Regarding the economic conversion factors, economic concerns and the widespread feeling of insecurity confirm the proposition that globalization and neoliberal policies have impacted fertility agency capacity (Mills and Blossfeld, 2013). However, the reported narratives suggest avoiding a direct determinism between the objective employment condition and a real fertility agency capacity (Guetto et al., 2020; Vignoli et al., 2020a,b, 2022; Manning et al., 2022): The fear generated from precarious jobs was also cited as a hindering factor by stably-employed respondents. Insecurity spread by uncertain labor conditions also affected the fertility agency of those with an objectively positive employment condition. The Italian macro-economic context provided no enabling factors to fertility intentions: It is depicted only as a threat to fertility plans and stability. The micro-, meso-, and macro-level conversion factors clearly interact with one another (Billari, 2015; Bernardi et al., 2019), although examining their internal dynamics was outside of the scope of this analysis (see Cisotto et al., 2022; Rutigliano and Lozano, 2022).

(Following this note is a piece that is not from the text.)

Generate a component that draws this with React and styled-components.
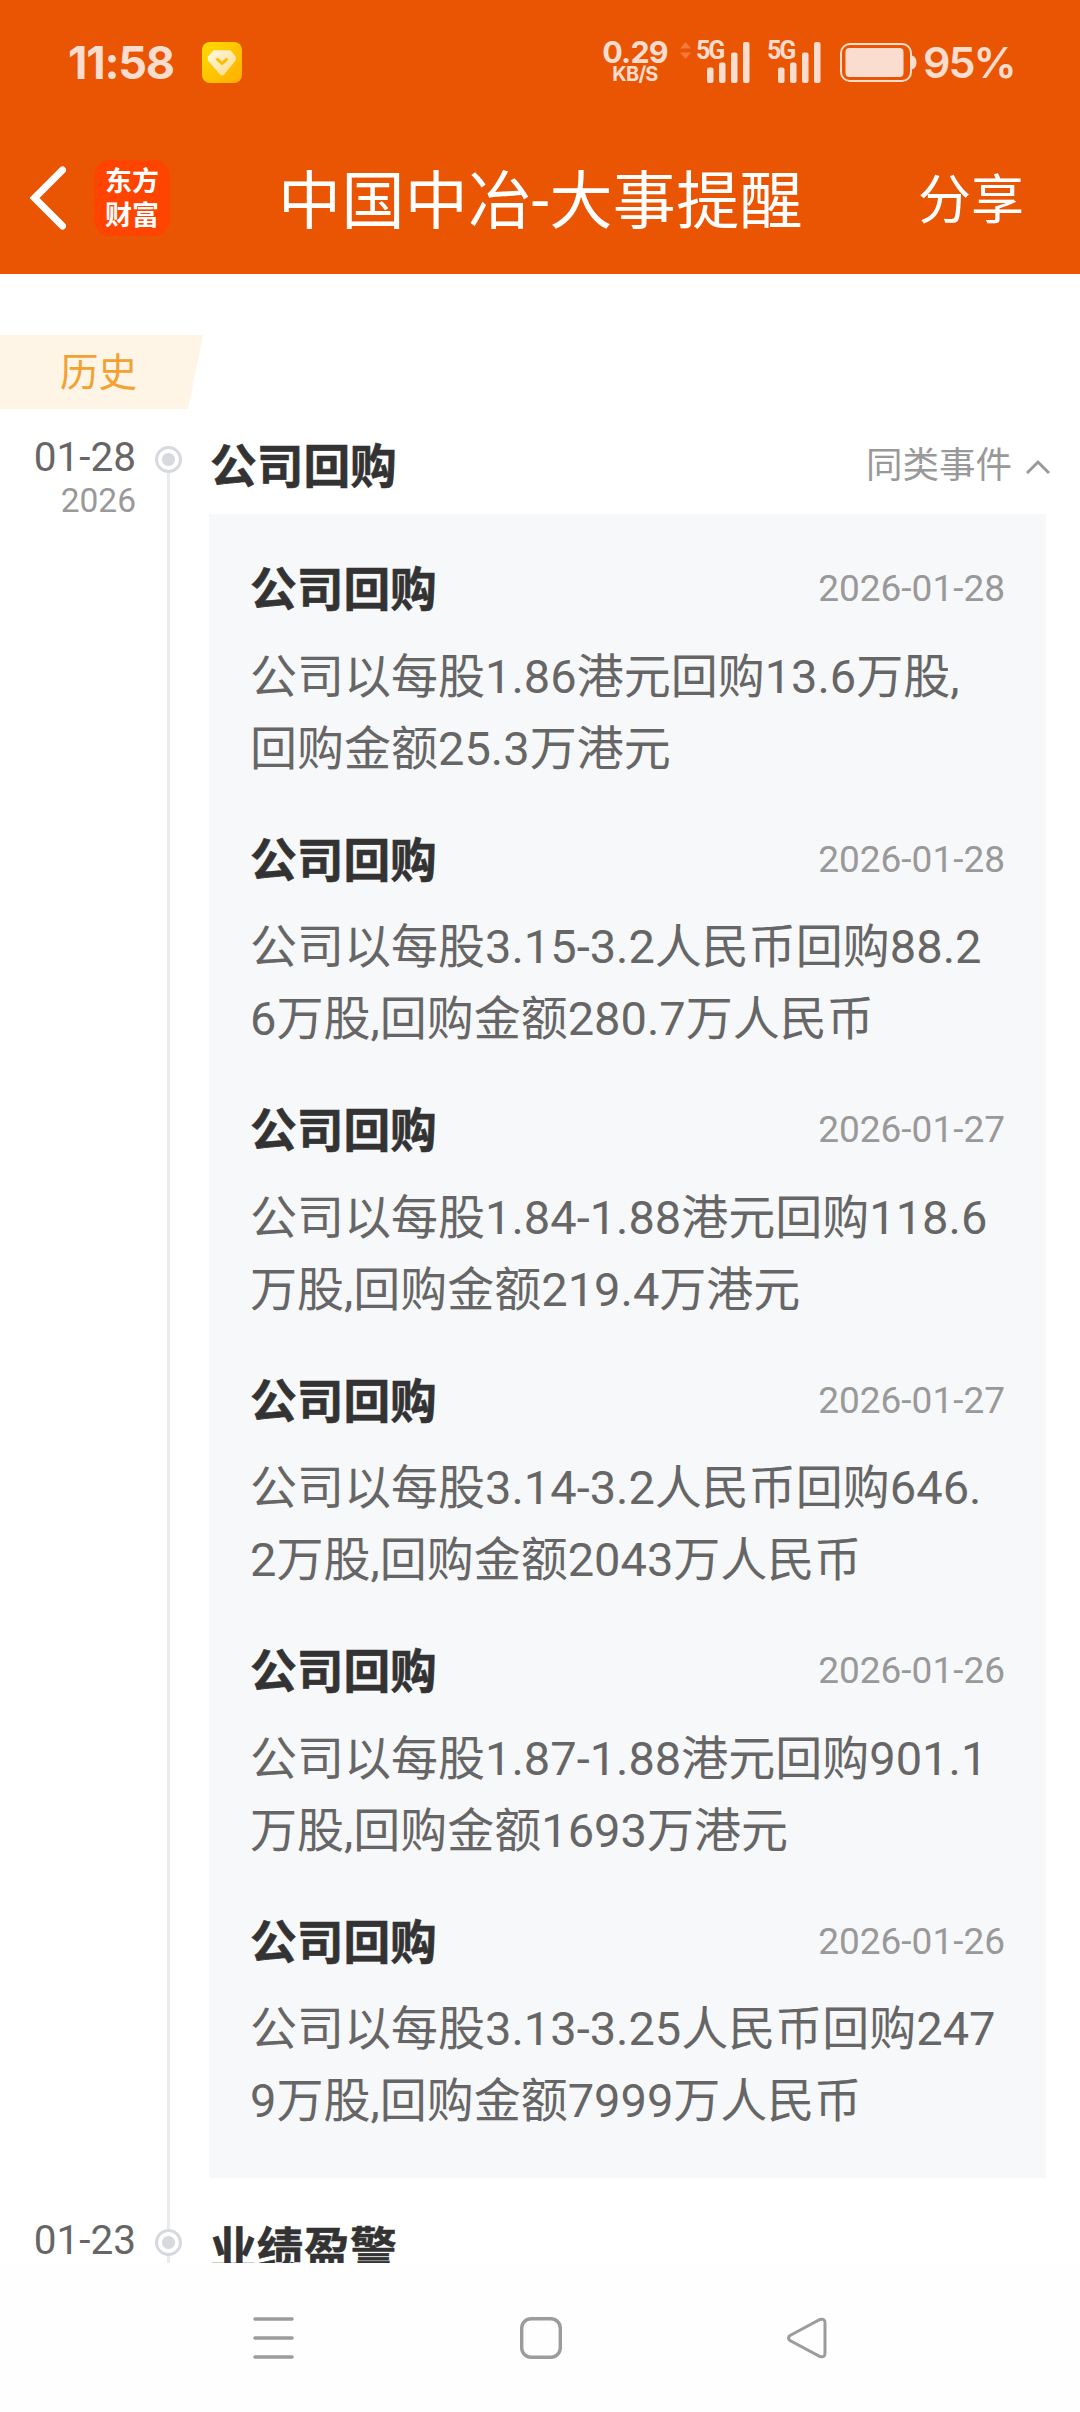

The distribution of the economic hindering factors among different parities was one of our most unexpected findings. The economic hindering factors referring both to the personal and macro-level situation were more frequently reported by childless respondents than parents, regardless of the income level. This seems to suggest that the experience of parenthood is not a monetary calculus that discounts the increasing cost of a(nother) child from the household income. Parenthood is a life-changing experience that shapes the meaning and salience of different aspects of life and personal identities and, in this case, reduces the importance of economic factors to further fertility plans. These findings seem to contradict the “relative income hypothesis” (Easterlin, 1980) by suggesting a more situated evaluation also for the economic prerequisite of fertility. While income is an objective measure of available resources, the exact meaning of its value and appropriateness for parents with children is attributed in view of specific conversion factors of fertility agency, such as personal family imaginaries or the quality of a couple's relationship. This finding confirms the need to avoid a direct determinism between personal resources and fertility agency: The suggested focus on factors which convert resources into achievements seems the most suitable strategy for understanding the emergence of fertility agency.
Conclusion
Agency is a crucial dimension of a life-course. Without it, life-courses would be reduced to unrecognizable, deterministic patterns, where life-course outcomes would be entirely predetermined by habitus, past experiences, and personality traits (Kohn, 1989). However, this capacity cannot be abridged to personal will and, in the case of such long-term plans as fertility, to a rational cost–benefit calculation. Fertility plans are a prominent case of agency as they allow for hyperprojectivity (Mische, 2014). As opposed to other decisions in an individual's life, such as marriage, labor, and residence, childbearing is likely the last life-course decision in contemporary societies that continues to be perceived as irreversible. It is a crucial turning point because, according to fertility/childless plans, career, housing, and partnership opportunities are often (re)considered in line with the expected needs of children.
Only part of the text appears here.